Stock Markets May 13, 2026 02:18 AM

FLSmidth Q1: Orders Outperform but Adjusted EBITA Lags Expectations

Danish engineering group sustains full-year guidance after mixed quarter: stronger orders dominated by Service and PC&V, while profitability and operating cash flow disappointed

By Nina Shah FLS

FLSmidth & Co A/S reported first-quarter results that combined stronger-than-expected order intake with weaker-than-forecast adjusted EBITA and softer operating cash flow. The company kept its fiscal 2026 guidance intact, outlining a narrow range for organic revenue growth and a mid-teens adjusted EBITA margin target.

FLSmidth Q1: Orders Outperform but Adjusted EBITA Lags Expectations
FLS

Key Points

  • Adjusted EBITA of DKK 500m missed analyst expectations by 12% and declined 7% year-on-year, while revenue fell 7% on an organic constant-currency basis to DKK 3.3bn.
  • Order intake strengthened to DKK 3.9bn, up 8% organically and 7% above expectations, driven by Service (DKK 2.5bn, +19% organic) and PC&V (DKK 853m, +16% organic).
  • FLSmidth maintained its fiscal 2026 guidance: organic revenue growth of -1% to 4% and a group adjusted EBITA margin target of 15.5% to 16.5%.

FLSmidth & Co A/S (CSE:FLS) on Wednesday published first-quarter results that painted a mixed picture: order intake outpaced expectations, but adjusted profit metrics and cash flow underperformed. The Danish engineering group maintained its full-year guidance despite the quarterly shortfall in profitability.

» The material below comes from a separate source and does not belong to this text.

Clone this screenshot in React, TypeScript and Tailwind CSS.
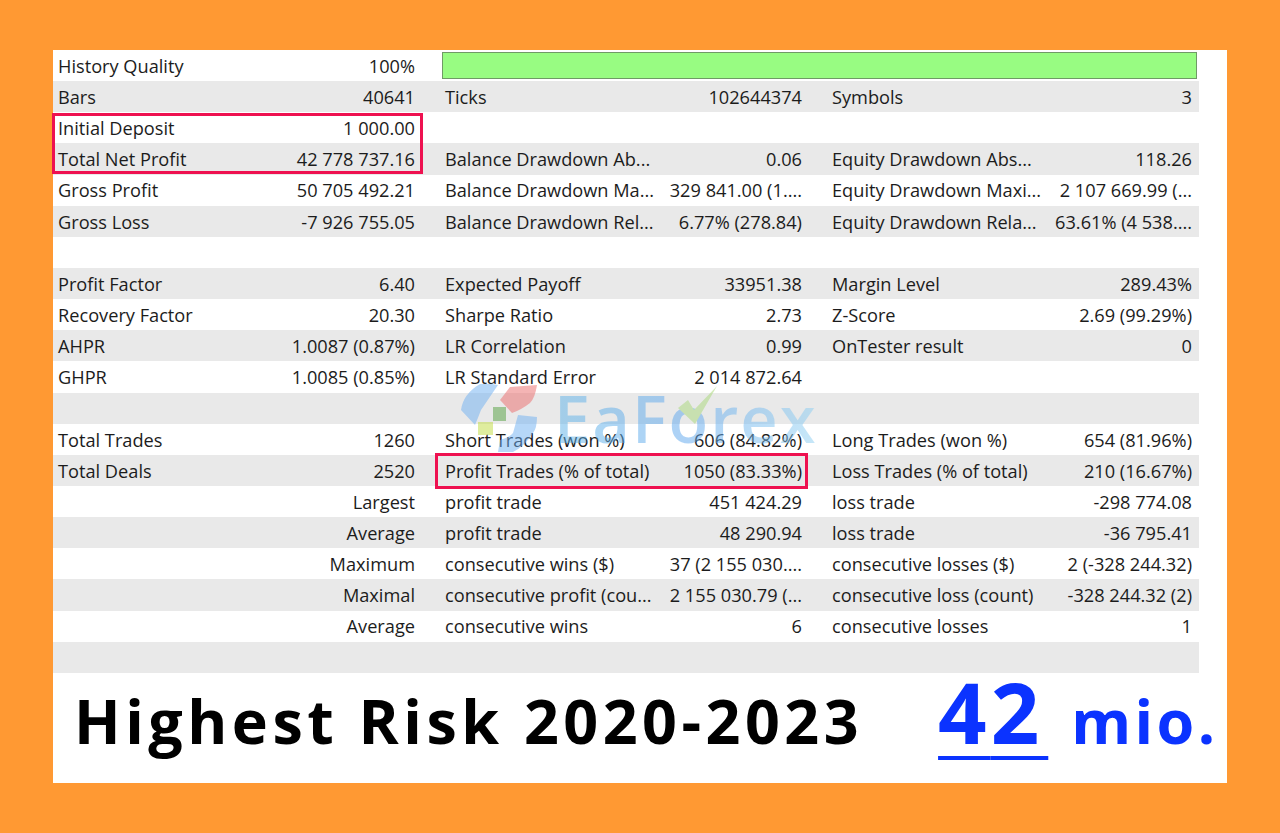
const rows: string[][] = [
  ["History Quality", "100%"],
  ["Bars", "40641", "Ticks", "102644374", "Symbols", "3"],
  ["Initial Deposit", "1 000.00"],
  ["Total Net Profit", "42 778 737.16", "Balance Drawdown Ab...", "0.06", "Equity Drawdown Abs...", "118.26"],
  ["Gross Profit", "50 705 492.21", "Balance Drawdown Ma...", "329 841.00 (1....", "Equity Drawdown Maxi...", "2 107 669.99 (..."],
  ["Gross Loss", "-7 926 755.05", "Balance Drawdown Rel...", "6.77% (278.84)", "Equity Drawdown Rela...", "63.61% (4 538...."],
  [],
  ["Profit Factor", "6.40", "Expected Payoff", "33951.38", "Margin Level", "289.43%"],
  ["Recovery Factor", "20.30", "Sharpe Ratio", "2.73", "Z-Score", "2.69 (99.29%)"],
  ["AHPR", "1.0087 (0.87%)", "LR Correlation", "0.99", "OnTester result", "0"],
  ["GHPR", "1.0085 (0.85%)", "LR Standard Error", "2 014 872.64"],
  [],
  ["Total Trades", "1260", "Short Trades (won %)", "606 (84.82%)", "Long Trades (won %)", "654 (81.96%)"],
  ["Total Deals", "2520", "Profit Trades (% of total)", "1050 (83.33%)", "Loss Trades (% of total)", "210 (16.67%)"],
  ["", "Largest", "profit trade", "451 424.29", "loss trade", "-298 774.08"],
  ["", "Average", "profit trade", "48 290.94", "loss trade", "-36 795.41"],
  ["", "Maximum", "consecutive wins ($)", "37 (2 155 030....", "consecutive losses ($)", "2 (-328 244.32)"],
  ["", "Maximal", "consecutive profit (cou...", "2 155 030.79 (...", "consecutive loss (count)", "-328 244.32 (2)"],
  ["", "Average", "consecutive wins", "6", "consecutive losses", "1"],
  [],
];

function Cell({ label, value, last }: { label?: string; value?: string; last?: boolean }) {
  return (
    <div className={`flex items-center justify-between pt-[2px] pl-[5px] whitespace-nowrap ${last ? "pr-[7px]" : "pr-[5px]"}`}>
      <span>{label}</span>
      <span>{value}</span>
    </div>
  );
}

function Watermark() {
  return (
    <div className="absolute left-[459px] top-[378px] flex items-center opacity-50 pointer-events-none">
      <svg width="84" height="84" viewBox="0 0 84 84">
        <path d="M21 6 Q30 5 39 7 L22 32 Q19 40 16 47 L2 32 Q4 16 21 6 Z" fill="#6fb0f2" />
        <path d="M51 9 L78 7 Q76 20 71 25 Q62 32 53 35 L41 22 Z" fill="#eb6b6b" />
        <rect x="34" y="29" width="13" height="14" fill="#53a040" />
        <rect x="19" y="44" width="15" height="13" fill="#c0dd40" />
        <path d="M59 37 L78 39 Q78 50 74 55 Q66 68 54 74 L39 74 L41 62 Q50 60 54 55 Z" fill="#6fb0f2" />
      </svg>
      <div className="relative ml-[11px] mt-[-3px] text-[65px] leading-none font-semibold tracking-[2px] [font-family:'Open_Sans',sans-serif] text-transparent bg-clip-text bg-gradient-to-r from-[#5fb4e8] via-[#5da6ee] to-[#8fd0f2]">
        EaForex
      </div>
      <svg className="absolute left-[216px] top-[2px]" width="50" height="46" viewBox="0 0 50 46">
        <path d="M3 28 L13 20 L19 30 L42 6 L20 44 Z" fill="#a8d878" />
      </svg>
    </div>
  );
}

export default function App() {
  return (
    <div className="w-[1280px] h-[833px] bg-[#ff9933] pt-[50px] pl-[53px] overflow-hidden">
      <div className="relative w-[1174px] h-[733px] bg-white text-[18.2px] text-[#1c1c1c] [font-family:'Open_Sans',sans-serif]">
        <div className="w-[1146px]">
          {rows.map((r, i) => (
            <div
              key={i}
              className={`grid grid-cols-[367px_367px_372px] gap-x-[20px] h-[31.15px] ${i % 2 === 1 ? "bg-[#e9e9e9]" : "bg-white"}`}
            >
              <Cell label={r[0]} value={r[1]} />
              {i === 0 ? (
                <div className="col-span-2 pl-[2px] pr-[2px] pt-[2px]">
                  <div className="h-[27px] bg-[#98fc82] border border-[#6f9a66]" />
                </div>
              ) : (
                <>
                  <Cell label={r[2]} value={r[3]} />
                  <Cell label={r[4]} value={r[5]} last />
                </>
              )}
            </div>
          ))}
        </div>
        <div className="flex items-baseline mt-[-12px] pl-[21px] font-bold [font-family:'Open_Sans',sans-serif]">
          <span className="text-[61px] leading-[100px] tracking-[4.5px] text-black">Highest Risk 2020-2023</span>
          <span className="ml-[75px] text-[85px] leading-[100px] tracking-[4px] text-[#0b33ff] underline decoration-[4px] underline-offset-[12px]">
            4<span className="tracking-[9px]">2</span>
          </span>
          <span className="ml-[23px] text-[61px] leading-[100px] tracking-[3.4px] text-[#0b33ff]">mio.</span>
        </div>
        <div className="absolute left-[-1px] top-[63px] w-[371px] h-[61px] border-[3px] border-[#ee1150]" />
        <div className="absolute left-[382px] top-[403px] w-[373px] h-[36px] border-[3px] border-[#ee1150]" />
      </div>
      <Watermark />
    </div>
  );
}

For the quarter, adjusted EBITA came in at DKK 500m, a 7% decline compared with the same period last year and 12% below analyst consensus. Organic constant-currency revenue fell 7% to DKK 3.3bn.

Order intake rose to DKK 3.9bn, an 8% organic increase and about 7% higher than forecasts. That improvement was concentrated in the Service and PC&V divisions, which typically operate with higher margins.


Division results and margins

The Service division delivered order intake of DKK 2.5bn, up 19% on an organic basis. Revenue for the division declined 3% to DKK 2.0bn. Adjusted EBITA for Service fell 24% to DKK 336m, with a reported margin of 16.6%.

Products experienced a sharp pullback in demand, with orders down 28% organically to DKK 594m and revenue dropping 25% to DKK 557m. The Products division recorded a negative adjusted EBITA margin of 0.7%.

PC&V saw orders rise 16% organically to DKK 853m, while revenue in the division edged up 1% to DKK 701m. Adjusted EBITA in PC&V decreased 6% to DKK 168m, leaving the division margin at 24.0%.


Cash flow and guidance

Operating cash flow was reported at DKK 103m, trailing the company’s internal forecast of DKK 312m, despite benefits from higher earnings and lower tax payments.

FLSmidth left its fiscal 2026 guidance unchanged. The group expects organic revenue growth in a band between -1% and 4%. Within that, Service revenue is projected to grow 2% to 5%, Products are expected to decline 15% to 5%, and PC&V is forecast to increase 4% to 7%. Group adjusted EBITA margin guidance remains at 15.5% to 16.5%.


Takeaway

The quarter underscores a split performance across FLSmidth’s business lines: strong order momentum in Service and PC&V contrasted with significant weakness in Products and an overall profit shortfall. Management’s decision to keep the full-year outlook unchanged signals confidence in meeting the group’s established targets despite near-term operational and cash-flow pressures.

Risks

  • Operating cash flow was DKK 103m, significantly below the company’s internal forecast of DKK 312m, creating short-term liquidity and funding pressure for operations if the gap persists - this affects the company's working capital and capital allocation decisions.
  • The Products division faces steep order and revenue declines (orders down 28% organically to DKK 594m; revenue down 25% to DKK 557m) and reported a negative adjusted EBITA margin of 0.7%, posing earnings and margin risk at the group level.
  • A material drop in Service profitability - adjusted EBITA for Service fell 24% to DKK 336m with margins at 16.6% - could constrain overall margin delivery against the guided 15.5% to 16.5% band.